Instruction — Quote all of the data exactly as given. Skip every picture it contains.

** start **

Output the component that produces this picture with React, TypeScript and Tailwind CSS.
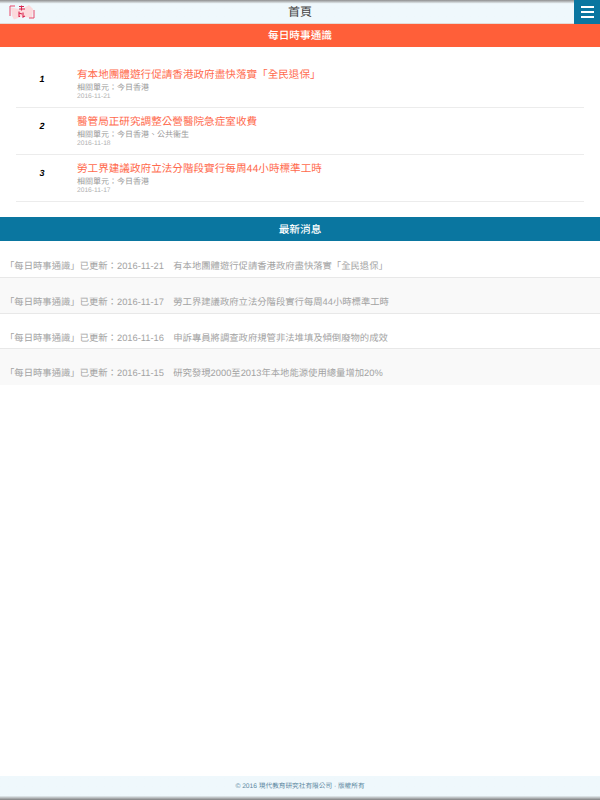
const cjk = "font-['Liberation_Sans','Noto_Sans_CJK_TC',sans-serif]";

const lessons = [
  { no: 1, title: "有本地團體遊行促請香港政府盡快落實「全民退保」", unit: "相關單元：今日香港", date: "2016-11-21" },
  { no: 2, title: "醫管局正研究調整公營醫院急症室收費", unit: "相關單元：今日香港、公共衞生", date: "2016-11-18" },
  { no: 3, title: "勞工界建議政府立法分階段實行每周44小時標準工時", unit: "相關單元：今日香港", date: "2016-11-17" },
];

const news = [
  { date: "2016-11-21", text: "有本地團體遊行促請香港政府盡快落實「全民退保」" },
  { date: "2016-11-17", text: "勞工界建議政府立法分階段實行每周44小時標準工時" },
  { date: "2016-11-16", text: "申訴專員將調查政府規管非法堆填及傾倒廢物的成效" },
  { date: "2016-11-15", text: "研究發現2000至2013年本地能源使用總量增加20%" },
];

function Logo() {
  return (
    <svg width="26" height="16" viewBox="0 0 26 16" className="ml-[9px]">
      {/* open book pages */}
      <path d="M2 3.500L12.500 5.500L20 1L24 5L23 14L13 12.500L5 15.500L3 12Z" fill="#fcd9dc" />
      <path d="M1 12V2h5M25 6v8h-5" fill="none" stroke="#e8486a" strokeWidth="1" />
      <path d="M10 2.500h5M10 5h6M12.500 1.500v5M10 9l3 1M10 7.500v5h1M14 8.500v4.500l2-1" fill="none" stroke="#d9264f" strokeWidth="1.100" />
    </svg>
  );
}

export default function App() {
  return (
    <div className={`${cjk} [text-rendering:geometricPrecision] antialiased w-[600px] h-[800px] bg-white flex flex-col`}>
      <header className="h-6 flex items-center justify-between relative bg-[#eff8fc] bg-gradient-to-b from-[#8f8f8f] via-[#eff8fc] via-[16%] to-[#eff8fc] border-b border-[#e3dcd8]">
        <Logo />
        <span className="absolute left-0 right-0 top-0 text-center text-[12px] leading-[25px] text-[#444]">首頁</span>
        <div className="w-[26px] h-6 bg-[#0a76a0] flex flex-col items-center justify-center gap-[3px] relative">
          <span className="w-[13px] h-[2px] bg-white" />
          <span className="w-[13px] h-[2px] bg-white" />
          <span className="w-[13px] h-[2px] bg-white" />
        </div>
      </header>

      <div className="h-[23px] pt-px bg-[#ff5f39] text-white text-[10.67px] font-medium flex items-center justify-center">每日時事通識</div>

      <ul className="mt-[14px] mx-4">
        {lessons.map((l) => (
          <li key={l.no} className="h-[47px] border-b border-[#ececec] flex">
            <span className="w-[52px] pt-[11px] text-center text-[9px] leading-[14px] font-bold italic text-black shrink-0">{l.no}</span>
            <div className="pl-[9px] pt-[7.5px]">
              <div className="text-[10.6px] leading-[13px] text-[#ff6a4d]">{l.title}</div>
              <div className="text-[8px] leading-[11px] text-[#999]">{l.unit}</div>
              <div className="text-[6.67px] leading-[8px] text-[#b0b0b0]">{l.date}</div>
            </div>
          </li>
        ))}
      </ul>

      <div className="mt-[15px] h-6 pt-px bg-[#0a76a0] text-white text-[10.67px] font-medium flex items-center justify-center">最新消息</div>

      <ul className="mt-[1.33px]">
        {news.map((n, i) => (
          <li
            key={n.date}
            className={`h-[35.67px] pl-[5px] pt-[17px] text-[9.33px] leading-[14px] whitespace-pre text-[#a3a3a3] ${i % 2 ? "bg-[#f9f9f9]" : "bg-white"} ${i < 3 ? "border-b border-[#e8e8e8]" : ""}`}
          >
            {`「每日時事通識」已更新：${n.date}　${n.text}`}
          </li>
        ))}
      </ul>

      <footer className="mt-auto h-6 pb-[2px] flex items-center justify-center bg-[#eff8fc] bg-gradient-to-t from-[#808080] via-[#eff8fc] via-[18%] to-[#eff8fc] text-[6.67px] text-[#5b87a0]">
        © 2016 現代教育研究社有限公司 · 版權所有
      </footer>
    </div>
  );
}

** end **

The response —
Output the component that produces this picture with React, TypeScript and Tailwind CSS.
const cjk = "font-['Liberation_Sans','Noto_Sans_CJK_TC',sans-serif]";

const lessons = [
  { no: 1, title: "有本地團體遊行促請香港政府盡快落實「全民退保」", unit: "相關單元：今日香港", date: "2016-11-21" },
  { no: 2, title: "醫管局正研究調整公營醫院急症室收費", unit: "相關單元：今日香港、公共衞生", date: "2016-11-18" },
  { no: 3, title: "勞工界建議政府立法分階段實行每周44小時標準工時", unit: "相關單元：今日香港", date: "2016-11-17" },
];

const news = [
  { date: "2016-11-21", text: "有本地團體遊行促請香港政府盡快落實「全民退保」" },
  { date: "2016-11-17", text: "勞工界建議政府立法分階段實行每周44小時標準工時" },
  { date: "2016-11-16", text: "申訴專員將調查政府規管非法堆填及傾倒廢物的成效" },
  { date: "2016-11-15", text: "研究發現2000至2013年本地能源使用總量增加20%" },
];

function Logo() {
  return (
    <svg width="26" height="16" viewBox="0 0 26 16" className="ml-[9px]">
      {/* open book pages */}
      <path d="M2 3.500L12.500 5.500L20 1L24 5L23 14L13 12.500L5 15.500L3 12Z" fill="#fcd9dc" />
      <path d="M1 12V2h5M25 6v8h-5" fill="none" stroke="#e8486a" strokeWidth="1" />
      <path d="M10 2.500h5M10 5h6M12.500 1.500v5M10 9l3 1M10 7.500v5h1M14 8.500v4.500l2-1" fill="none" stroke="#d9264f" strokeWidth="1.100" />
    </svg>
  );
}

export default function App() {
  return (
    <div className={`${cjk} [text-rendering:geometricPrecision] antialiased w-[600px] h-[800px] bg-white flex flex-col`}>
      <header className="h-6 flex items-center justify-between relative bg-[#eff8fc] bg-gradient-to-b from-[#8f8f8f] via-[#eff8fc] via-[16%] to-[#eff8fc] border-b border-[#e3dcd8]">
        <Logo />
        <span className="absolute left-0 right-0 top-0 text-center text-[12px] leading-[25px] text-[#444]">首頁</span>
        <div className="w-[26px] h-6 bg-[#0a76a0] flex flex-col items-center justify-center gap-[3px] relative">
          <span className="w-[13px] h-[2px] bg-white" />
          <span className="w-[13px] h-[2px] bg-white" />
          <span className="w-[13px] h-[2px] bg-white" />
        </div>
      </header>

      <div className="h-[23px] pt-px bg-[#ff5f39] text-white text-[10.67px] font-medium flex items-center justify-center">每日時事通識</div>

      <ul className="mt-[14px] mx-4">
        {lessons.map((l) => (
          <li key={l.no} className="h-[47px] border-b border-[#ececec] flex">
            <span className="w-[52px] pt-[11px] text-center text-[9px] leading-[14px] font-bold italic text-black shrink-0">{l.no}</span>
            <div className="pl-[9px] pt-[7.5px]">
              <div className="text-[10.6px] leading-[13px] text-[#ff6a4d]">{l.title}</div>
              <div className="text-[8px] leading-[11px] text-[#999]">{l.unit}</div>
              <div className="text-[6.67px] leading-[8px] text-[#b0b0b0]">{l.date}</div>
            </div>
          </li>
        ))}
      </ul>

      <div className="mt-[15px] h-6 pt-px bg-[#0a76a0] text-white text-[10.67px] font-medium flex items-center justify-center">最新消息</div>

      <ul className="mt-[1.33px]">
        {news.map((n, i) => (
          <li
            key={n.date}
            className={`h-[35.67px] pl-[5px] pt-[17px] text-[9.33px] leading-[14px] whitespace-pre text-[#a3a3a3] ${i % 2 ? "bg-[#f9f9f9]" : "bg-white"} ${i < 3 ? "border-b border-[#e8e8e8]" : ""}`}
          >
            {`「每日時事通識」已更新：${n.date}　${n.text}`}
          </li>
        ))}
      </ul>

      <footer className="mt-auto h-6 pb-[2px] flex items-center justify-center bg-[#eff8fc] bg-gradient-to-t from-[#808080] via-[#eff8fc] via-[18%] to-[#eff8fc] text-[6.67px] text-[#5b87a0]">
        © 2016 現代教育研究社有限公司 · 版權所有
      </footer>
    </div>
  );
}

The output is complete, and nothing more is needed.